Oh, wait—there is a brief break for the weather report. We’ve been here almost six months and the weather map looks exactly the same each night. Again on Sky News it’s a package deal, we get Australia in with our weather or they get us. On the weather map, there is invariably a swirl of clouds around the edges of Australia, and the center of Australia is cloudless with Alice Springs standing out bare and lonesome in the middle with some ungodly hot temperature. Temperatures are in degrees Celsius. New Zealand always shows the same twirling pattern of clouds with rain somewhere. Occasionally we get the dreaded isobar weather map—what does it all mean? I just want to know whether it’s going to be hot or cold and whether it’s going to rain or not. There is always a front coming or leaving—New Zealand weather.

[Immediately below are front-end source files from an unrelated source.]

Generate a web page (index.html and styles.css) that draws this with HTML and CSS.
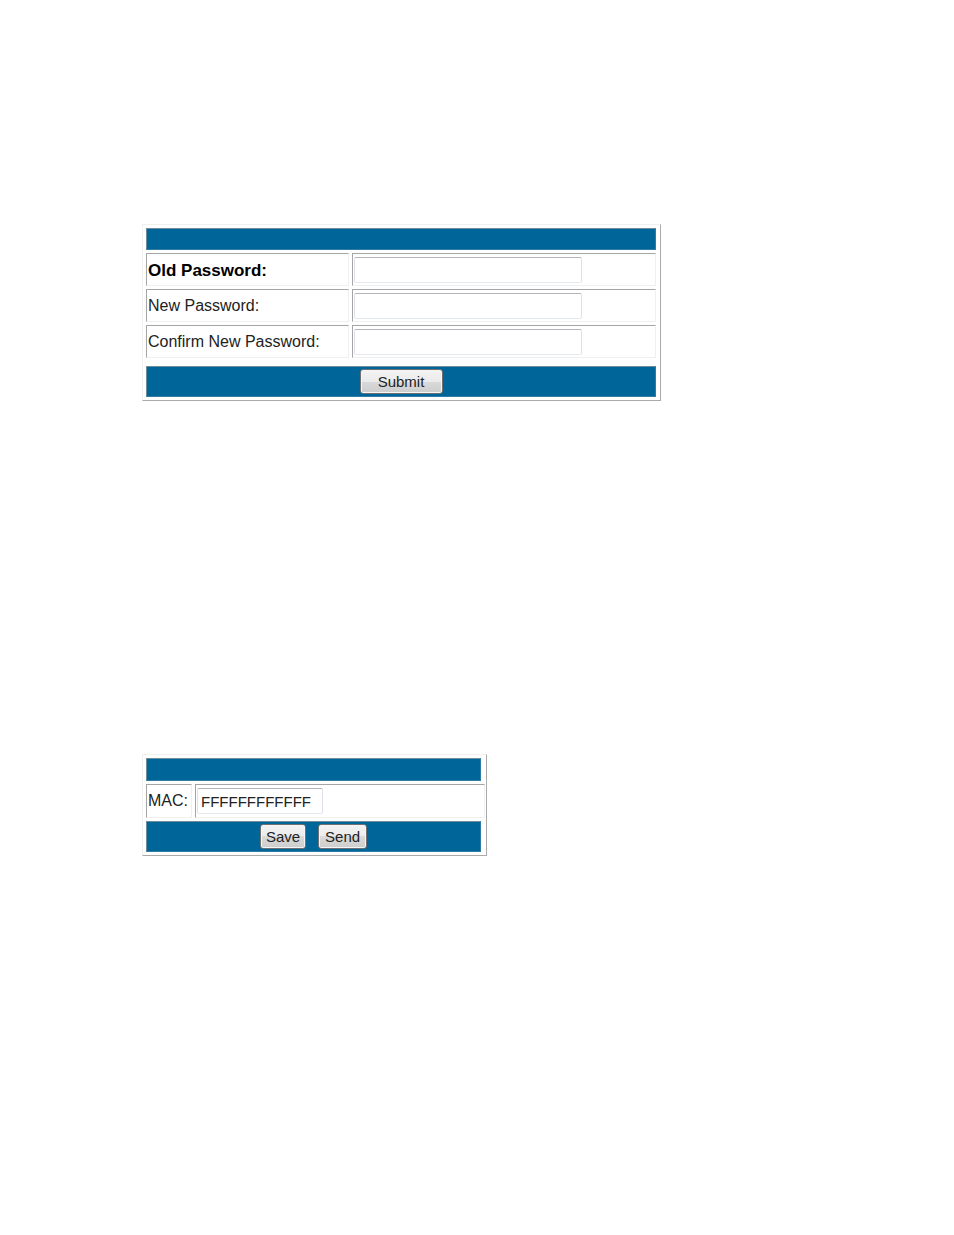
FILE: index.html
```html
<!DOCTYPE html>
<html lang="en">
<head>
<meta charset="utf-8">
<title>Device Settings</title>
<link rel="stylesheet" href="styles.css">
</head>
<body>
<main class="page">
  <form class="panel panel-password">
    <div class="bar"></div>
    <div class="row">
      <label class="cell label-strong" for="old">Old Password:</label>
      <div class="cell"><input class="field" type="password" id="old"></div>
    </div>
    <div class="row">
      <label class="cell" for="new">New Password:</label>
      <div class="cell"><input class="field" type="password" id="new"></div>
    </div>
    <div class="row">
      <label class="cell" for="confirm">Confirm New Password:</label>
      <div class="cell"><input class="field" type="password" id="confirm"></div>
    </div>
    <div class="bar bar-actions">
      <button class="button button-wide" type="button">Submit</button>
    </div>
  </form>
  <form class="panel panel-mac">
    <div class="bar"></div>
    <div class="row">
      <label class="cell" for="mac">MAC:</label>
      <div class="cell"><input class="field" type="text" id="mac" value="FFFFFFFFFFFF"></div>
    </div>
    <div class="bar bar-actions">
      <button class="button button-save" type="button">Save</button>
      <button class="button" type="button">Send</button>
    </div>
  </form>
</main>
</body>
</html>
```
FILE: styles.css
```css
* {
  box-sizing: border-box;
}

body {
  margin: 0;
  background: #fff;
  color: #222;
  font: 16px/20px "Liberation Sans", Arial, sans-serif;
}

.page {
  display: flex;
  flex-direction: column;
  gap: 353px;
  padding: 224px 142px;
}

.panel {
  display: flex;
  flex-direction: column;
  gap: 3px;
  width: 100%;
  padding: 3px 4px 3px 3px;
  border: 1px solid;
  border-color: #f0f0f0 #aaa #aaa #f0f0f0;
}

.panel-password {
  max-width: 519px;
}

.panel-mac {
  max-width: 345px;
  padding-right: 1px;
}

.bar {
  min-height: 22px;
  background: #069;
  border: 1px solid;
  border-color: #6d8b99 #2f7ba3 #2f7ba3 #6d8b99;
}

.panel-mac .bar {
  min-height: 23px;
  margin-right: 4px;
}

.panel .bar-actions {
  display: flex;
  justify-content: center;
  align-items: center;
  gap: 12px;
  min-height: 31px;
}

.panel-password .bar-actions {
  margin-top: 5px;
}

.row {
  display: grid;
  gap: 3px;
}

.panel-password .row {
  grid-template-columns: 2fr 3fr;
}

.panel-mac .row {
  grid-template-columns: 46px 1fr;
}

.cell {
  display: flex;
  align-items: center;
  min-width: 0;
  min-height: 33px;
  padding: 0 1px;
  border: 1px solid;
  border-color: #a5a5a5 #f0f0f0 #f0f0f0 #a5a5a5;
}

.panel-mac .cell {
  min-height: 34px;
}

.label-strong {
  padding-top: 2px;
  color: #000;
  font-size: 17px;
  font-weight: bold;
}

.field {
  width: 76%;
  height: 26px;
  padding: 0 3px;
  border: 1px solid;
  border-color: #b4b4ba #dfe1ea #e3e9ef #dfe1ea;
  border-radius: 2px;
  background: #fff;
  color: #222;
  font: inherit;
}

.panel-mac .field {
  width: 126px;
  font-size: 15px;
}

.button {
  height: 25px;
  padding: 0 6px;
  border: 1px solid #707070;
  border-radius: 3px;
  background: linear-gradient(#f3f3f3, #ebebeb 50%, #dadada 50%, #cdcdcd);
  box-shadow: inset 0 0 0 1px #f5f5f5;
  color: #222;
  font: inherit;
  font-size: 15px;
}

.button-wide {
  width: 83px;
}

.button-save {
  padding: 0 5px;
}
```
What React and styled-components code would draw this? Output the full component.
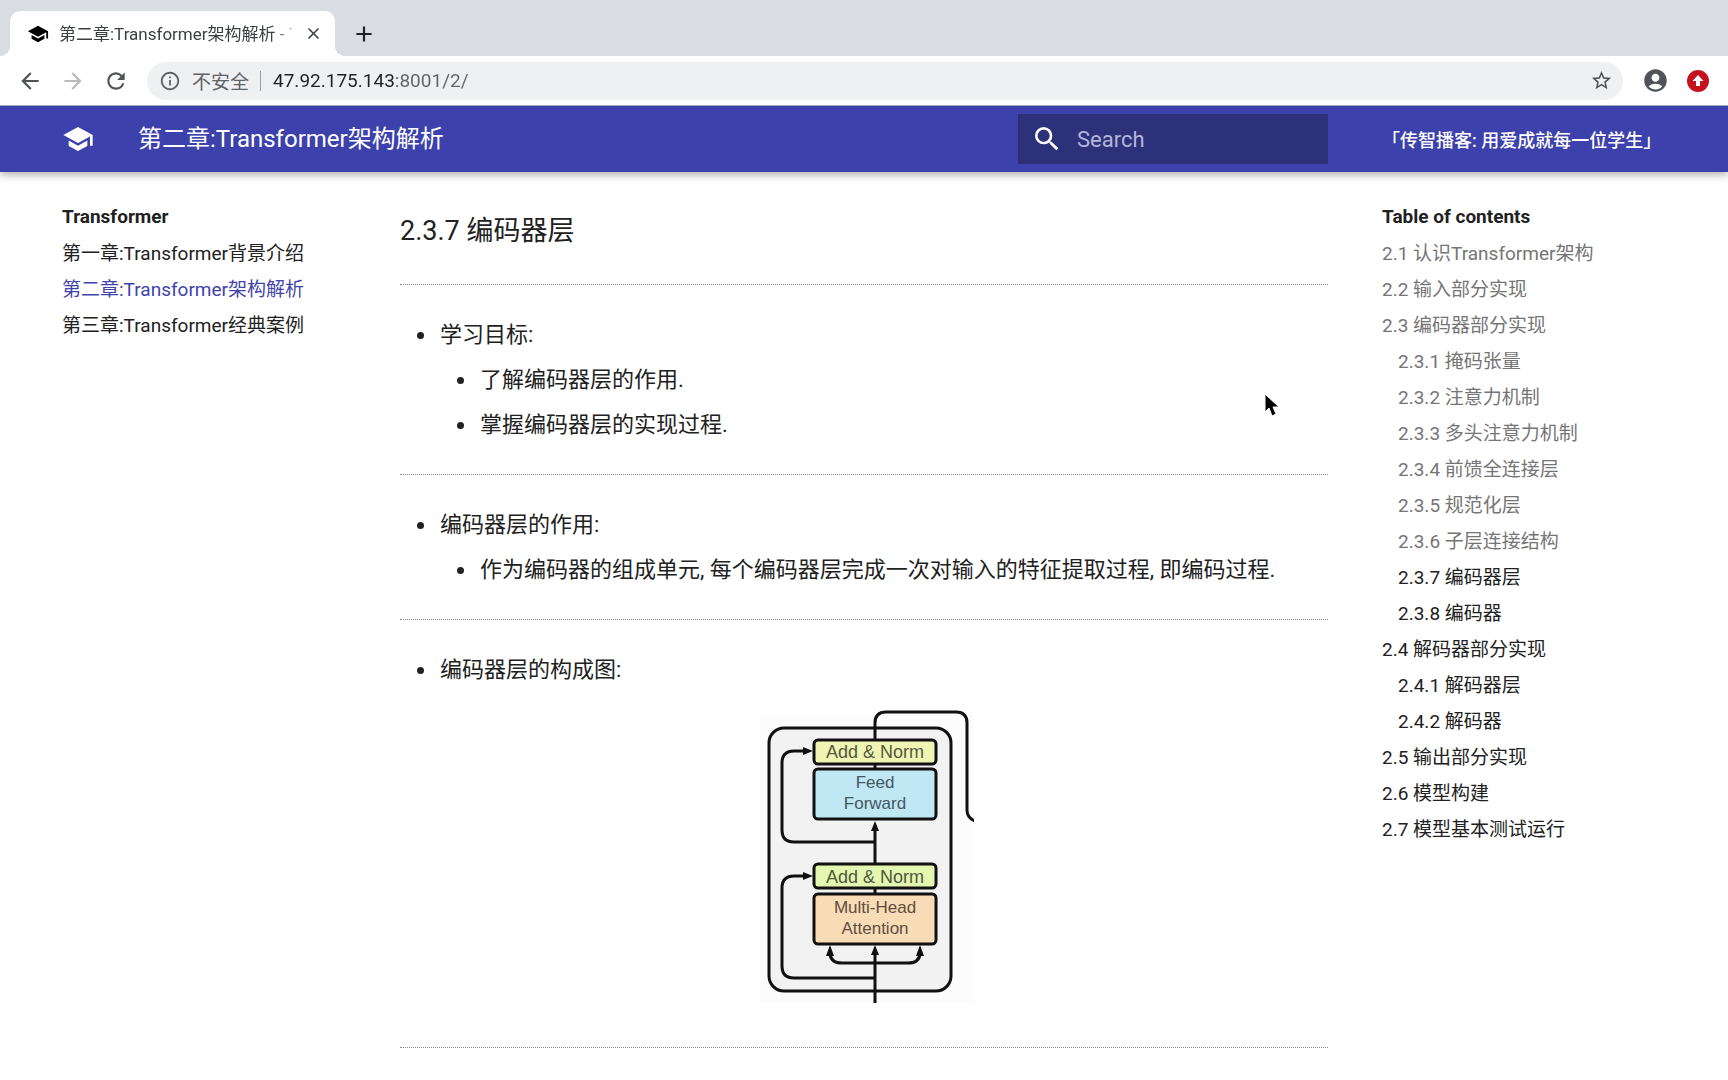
import styled, { createGlobalStyle } from 'styled-components'
import {
  MdSchool,
  MdSearch,
  MdClose,
  MdAdd,
  MdArrowBack,
  MdArrowForward,
  MdRefresh,
  MdInfoOutline,
  MdStarBorder,
  MdAccountCircle,
} from 'react-icons/md'

const chapters = [
  { title: '第一章:Transformer背景介绍', href: '#/1/' },
  { title: '第二章:Transformer架构解析', href: '#/2/', active: true },
  { title: '第三章:Transformer经典案例', href: '#/3/' },
]

const toc = [
  { title: '2.1 认识Transformer架构', passed: true },
  { title: '2.2 输入部分实现', passed: true },
  { title: '2.3 编码器部分实现', passed: true },
  { title: '2.3.1 掩码张量', passed: true, nested: true },
  { title: '2.3.2 注意力机制', passed: true, nested: true },
  { title: '2.3.3 多头注意力机制', passed: true, nested: true },
  { title: '2.3.4 前馈全连接层', passed: true, nested: true },
  { title: '2.3.5 规范化层', passed: true, nested: true },
  { title: '2.3.6 子层连接结构', passed: true, nested: true },
  { title: '2.3.7 编码器层', nested: true },
  { title: '2.3.8 编码器', nested: true },
  { title: '2.4 解码器部分实现' },
  { title: '2.4.1 解码器层', nested: true },
  { title: '2.4.2 解码器', nested: true },
  { title: '2.5 输出部分实现' },
  { title: '2.6 模型构建' },
  { title: '2.7 模型基本测试运行' },
]

const Browser = () => {
  return (
    <div>
      <TabStrip>
        <Tab>
          <MdSchool size={22} color="#000" />
          <TabTitle>第二章:Transformer架构解析 - T</TabTitle>
          <IconButton aria-label="Close tab" $size="22px" $color="#3c4043">
            <MdClose size={19} />
          </IconButton>
        </Tab>
        <IconButton aria-label="New tab" $size="28px" $color="#202124">
          <MdAdd size={26} />
        </IconButton>
      </TabStrip>
      <Toolbar>
        <NavButtons>
          <IconButton aria-label="Back" $size="26px" $color="#505357">
            <MdArrowBack size={26} />
          </IconButton>
          <IconButton aria-label="Forward" $size="26px" $color="#b9bbbe">
            <MdArrowForward size={26} />
          </IconButton>
          <IconButton aria-label="Reload" $size="26px" $color="#505357">
            <MdRefresh size={26} />
          </IconButton>
        </NavButtons>
        <Omnibox>
          <MdInfoOutline size={22} color="#5f6368" />
          <Insecure htmlFor="url">不安全</Insecure>
          <Divider />
          <Url id="url" type="text" defaultValue="47.92.175.143:8001/2/" />
          <IconButton aria-label="Bookmark" $size="22px" $color="#505357">
            <MdStarBorder size={23} />
          </IconButton>
        </Omnibox>
        <IconButton aria-label="Account" $size="28px" $color="#505357">
          <MdAccountCircle size={27} />
        </IconButton>
        <IconButton aria-label="Update" $size="22px" $color="#c5121f">
          <svg width="22" height="22" viewBox="0 0 22 22">
            <circle cx="11" cy="11" r="11" fill="#c5121f" />
            <path d="M11 5l5.500 6H13v5H9v-5H5.500z" fill="#fff" />
          </svg>
        </IconButton>
      </Toolbar>
    </div>
  )
}

const Header = () => {
  return (
    <MyHeader>
      <Logo href="#/" aria-label="Transformer">
        <MdSchool size={32} />
      </Logo>
      <Title>第二章:Transformer架构解析</Title>
      <Search>
        <MdSearch size={32} />
        <SearchInput type="text" aria-label="Search" placeholder="Search" />
      </Search>
      <Source href="#/source">「传智播客: 用爱成就每一位学生」</Source>
    </MyHeader>
  )
}

const EncoderLayer = () => {
  return (
    <Diagram viewBox="14 10 220 293" role="img" aria-label="编码器层的构成图">
      <rect x="20" y="14" width="214" height="289" fill="#fcfcfc" />
      <rect x="29" y="28" width="182" height="263" rx="15" fill="#f2f2f2" />

      <g fill="none" stroke="#111" strokeWidth="3">
        <rect x="29" y="28" width="182" height="263" rx="15" />
        <path d="M135 40V23q0-11 11-11h70q11 0 11 11v87q0 8 8 11" />
        <path d="M135 164V128" />
        <path d="M135 142H54q-12 0-12-12V63q0-12 12-12h12" />
        <path d="M135 278H54q-12 0-12-12v-78q0-12 12-12h12" />
        <path d="M135 303v-48" />
        <path d="M90 254q1 9 12 9h66q11 0 12-9" />
        <path d="M135 62v10M135 186v10" />
      </g>

      <g fill="#111">
        <path d="M135 121l4 10h-8z" />
        <path d="M73 51l-10 4v-8z" />
        <path d="M73 176l-10 4v-8z" />
        <path d="M135 245l4 10h-8z" />
        <path d="M90 245l4 11h-8z" />
        <path d="M180 245l4 11h-8z" />
      </g>

      <g stroke="#111" strokeWidth="3">
        <rect x="74" y="40" width="122" height="24" rx="4" fill="#f0f5b4" />
        <rect x="74" y="69" width="122" height="50" rx="4" fill="#bfe8f4" />
        <rect x="74" y="164" width="122" height="24" rx="4" fill="#e4f7b0" />
        <rect x="74" y="194" width="122" height="50" rx="4" fill="#f8dcb6" />
      </g>

      <BlockText x="135" y="58" $size="18px" fill="#55583e">Add &amp; Norm</BlockText>
      <BlockText x="135" y="88" $size="17px" fill="#43575f">Feed</BlockText>
      <BlockText x="135" y="109" $size="17px" fill="#43575f">Forward</BlockText>
      <BlockText x="135" y="183" $size="18px" fill="#4f583e">Add &amp; Norm</BlockText>
      <BlockText x="135" y="213" $size="17px" fill="#5f4d40">Multi-Head</BlockText>
      <BlockText x="135" y="234" $size="17px" fill="#5f4d40">Attention</BlockText>
    </Diagram>
  )
}

const App = () => {
  return (
    <>
      <GlobalStyle />
      <Browser />
      <Header />
      <Page>
        <nav aria-label="Chapters">
          <NavTitle>Transformer</NavTitle>
          <NavList>
            {chapters.map((c) => (
              <NavItem key={c.title}>
                <NavLink href={c.href} $active={c.active}>{c.title}</NavLink>
              </NavItem>
            ))}
          </NavList>
        </nav>
        <Article>
          <H3>2.3.7 编码器层</H3>
          <Hr />
          <List>
            <li>
              学习目标:
              <List $nested>
                <li>了解编码器层的作用.</li>
                <li>掌握编码器层的实现过程.</li>
              </List>
            </li>
          </List>
          <Hr />
          <List>
            <li>
              编码器层的作用:
              <List $nested>
                <li>作为编码器的组成单元, 每个编码器层完成一次对输入的特征提取过程, 即编码过程.</li>
              </List>
            </li>
          </List>
          <Hr />
          <List>
            <li>编码器层的构成图:</li>
          </List>
          <Figure>
            <EncoderLayer />
          </Figure>
          <Hr />
        </Article>
        <Toc aria-label="Table of contents">
          <NavTitle>Table of contents</NavTitle>
          <NavList>
            {toc.map((t) => (
              <NavItem key={t.title} $nested={t.nested}>
                <NavLink href={'#' + t.title.split(' ')[0]} $passed={t.passed}>{t.title}</NavLink>
              </NavItem>
            ))}
          </NavList>
        </Toc>
      </Page>
      <Pointer width="16" height="26" viewBox="0 0 16 26">
        <path d="M1 1v18l4-4 3 8 4-2-3-7h6z" fill="#000" stroke="#fff" strokeWidth="1" />
      </Pointer>
    </>
  )
}
export default App

const GlobalStyle = createGlobalStyle`
* {
  box-sizing: border-box;
}
body {
  margin: 0;
  background: #fff;
  color: #212121;
  font-family: Roboto, "Noto Sans CJK SC", sans-serif;
}
a {
  color: inherit;
  text-decoration: none;
}
button, input {
  font-family: inherit;
  border: 0;
  padding: 0;
  background: none;
  outline: none;
}
svg {
  flex-shrink: 0;
}
`
const IconButton = styled.button`
display: flex;
align-items: center;
justify-content: center;
flex-shrink: 0;
width: ${(p) => p.$size};
height: ${(p) => p.$size};
color: ${(p) => p.$color};
cursor: pointer;
`
const TabStrip = styled.div`
display: flex;
align-items: center;
gap: 15px;
height: 56px;
padding: 11px 10px 0;
background-color: #d9dce1;
`
const Tab = styled.div`
position: relative;
display: flex;
align-items: center;
gap: 10px;
width: 325px;
height: 45px;
padding: 0 11px 0 17px;
border-radius: 10px 10px 0 0;
background-color: #fff;
&::before, &::after {
  content: "";
  position: absolute;
  bottom: 0;
  width: 10px;
  height: 10px;
}
&::before {
  left: -10px;
  background: radial-gradient(circle at 0 0, transparent 10px, #fff 10px);
}
&::after {
  right: -10px;
  background: radial-gradient(circle at 100% 0, transparent 10px, #fff 10px);
}
`
const TabTitle = styled.span`
flex: 1;
min-width: 0;
white-space: nowrap;
font-size: 17px;
line-height: 24px;
color: #3c4043;
mask-image: linear-gradient(to right, #000 215px, transparent 240px);
`
const Toolbar = styled.div`
display: flex;
align-items: center;
gap: 18px;
height: 50px;
padding: 0 19px 0 17px;
background-color: #fff;
border-bottom: 1px solid #a9abc0;
`
const NavButtons = styled.div`
display: flex;
gap: 17px;
`
const Omnibox = styled.div`
display: flex;
align-items: center;
flex: 1;
height: 38px;
padding: 0 11px 0 12px;
border-radius: 19px;
background-color: #eff0f2;
`
const Insecure = styled.label`
margin-left: 11px;
font-size: 19px;
color: #5f6368;
`
const Divider = styled.span`
width: 1px;
height: 20px;
margin: 0 12px 0 11px;
background-color: #9a9da1;
`
/* host in dark, port and path in grey */
const Url = styled.input`
flex: 1;
height: 30px;
font-size: 19px;
color: transparent;
caret-color: #202124;
background: linear-gradient(to right, #202124 122px, #5f6368 122px);
background-clip: text;
`
const MyHeader = styled.header`
position: relative;
display: flex;
align-items: center;
height: 66px;
padding-left: 62px;
background-color: #3c41ab;
color: #fff;
box-shadow: 0 3px 8px rgba(0, 0, 0, 0.3);
clip-path: inset(0 0 -16px 0);
`
const Logo = styled.a`
display: flex;
width: 76px;
`
const Title = styled.h1`
flex: 1;
margin: 0;
font-size: 24px;
font-weight: 400;
line-height: 36px;
`
const Search = styled.label`
display: flex;
align-items: center;
gap: 14px;
width: 310px;
height: 50px;
padding-left: 13px;
background-color: #2c3179;
`
const SearchInput = styled.input`
flex: 1;
min-width: 0;
font-size: 22px;
color: #fff;
&::placeholder {
  color: #b3b5da;
  opacity: 1;
}
`
const Source = styled.a`
width: 400px;
padding-left: 54px;
font-size: 18px;
font-weight: 500;
white-space: nowrap;
`
const Page = styled.div`
display: grid;
grid-template-columns: 338px 1fr 400px;
padding: 27px 0 0 62px;
`
const Toc = styled.nav`
padding-left: 54px;
`
const NavTitle = styled.div`
font-size: 19px;
font-weight: 700;
line-height: 36px;
`
const NavList = styled.ul`
margin: 1px 0 0;
padding: 0;
list-style: none;
`
const NavItem = styled.li`
height: 36px;
padding-left: ${(p) => (p.$nested ? '16px' : '0')};
line-height: 36px;
`
const NavLink = styled.a`
font-size: 19px;
white-space: nowrap;
color: ${(p) => (p.$active ? '#3f44ab' : p.$passed ? '#757575' : '#212121')};
`
const Article = styled.main`
min-width: 0;
`
const H3 = styled.h3`
margin: 14px 0 35px;
font-size: 27px;
font-weight: 400;
line-height: 36px;
`
const Hr = styled.hr`
margin: 32px 0;
border: 0;
border-top: 1px dotted #8a8a8a;
`
const List = styled.ul`
margin: ${(p) => (p.$nested ? '10px 0 0' : '0')};
padding-left: 40px;
list-style: none;
font-size: 22px;
line-height: 35px;
& > li + li {
  margin-top: 10px;
}
& > li::before {
  content: "";
  display: inline-block;
  width: 7px;
  height: 7px;
  margin: 0 16px 2px -23px;
  border-radius: 50%;
  background-color: #212121;
  vertical-align: middle;
}
`
const Figure = styled.figure`
display: flex;
justify-content: center;
margin: 23px 0 44px;
`
const Diagram = styled.svg`
width: 220px;
height: 293px;
`
const BlockText = styled.text`
font-family: "Liberation Sans", Arial, sans-serif;
font-size: ${(p) => p.$size};
text-anchor: middle;
`
const Pointer = styled.svg`
position: absolute;
top: 393px;
left: 1264px;
pointer-events: none;
`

We do get CNN and Fox News on cable. Occasionally on Fox News they say, “Welcome to our viewers on Sky TV down in New Zealand,” and we cheer.
There are two main newspapers here, The Bay of Plenty Times, which covers local news and The New Zealand Herald, the national newspaper based in Auckland.
Anyone killed anywhere in the county will make the papers since there are only around 40 homicides in the entire country of New Zealand each year. By comparison, the United States has more than 14,000 homicides/year (0.9/100,000 in NZ vs. 4.7/100,000 in the US). Car crashes are a popular topic, animals being lost or rescued (dogs seem to take a prominent role), the usual political posturing and stories on how people can’t find jobs or afford houses. Oh, there is a large pullout sports section.
As an added bit of interest, prostitution is openly advertised in the classified section of the newspapers. The ‘name’ of the girl is given followed by a number of particulars and a phone number. A bit of history—prior to 2003, prostitution in New Zealand was governed by the Massage Parlours Act 1978 which controlled prostitution under the guise of massage. In 2003, the Prostitution Reform Act decriminalized brothels, escort agencies and soliciting. New Zealand’s prostitution laws are some of the most liberal in the world which is perhaps a bit surprising given that sex isn’t in your face here at all like it is in the US.
On a sadder note, recently in the small community where we live, a five-year old boy was swept away by a large rogue wave on the beach while being watched by family members. For days, the nearby shoreline of “The Mount” where we live and where he was lost was closed with the area being searched by boats, divers and other personnel. Along with this there was a tremendous outpouring of concern and grief by the community. The body was never found and a makeshift memorial has grown on the trail alongside the beach where Jack went missing.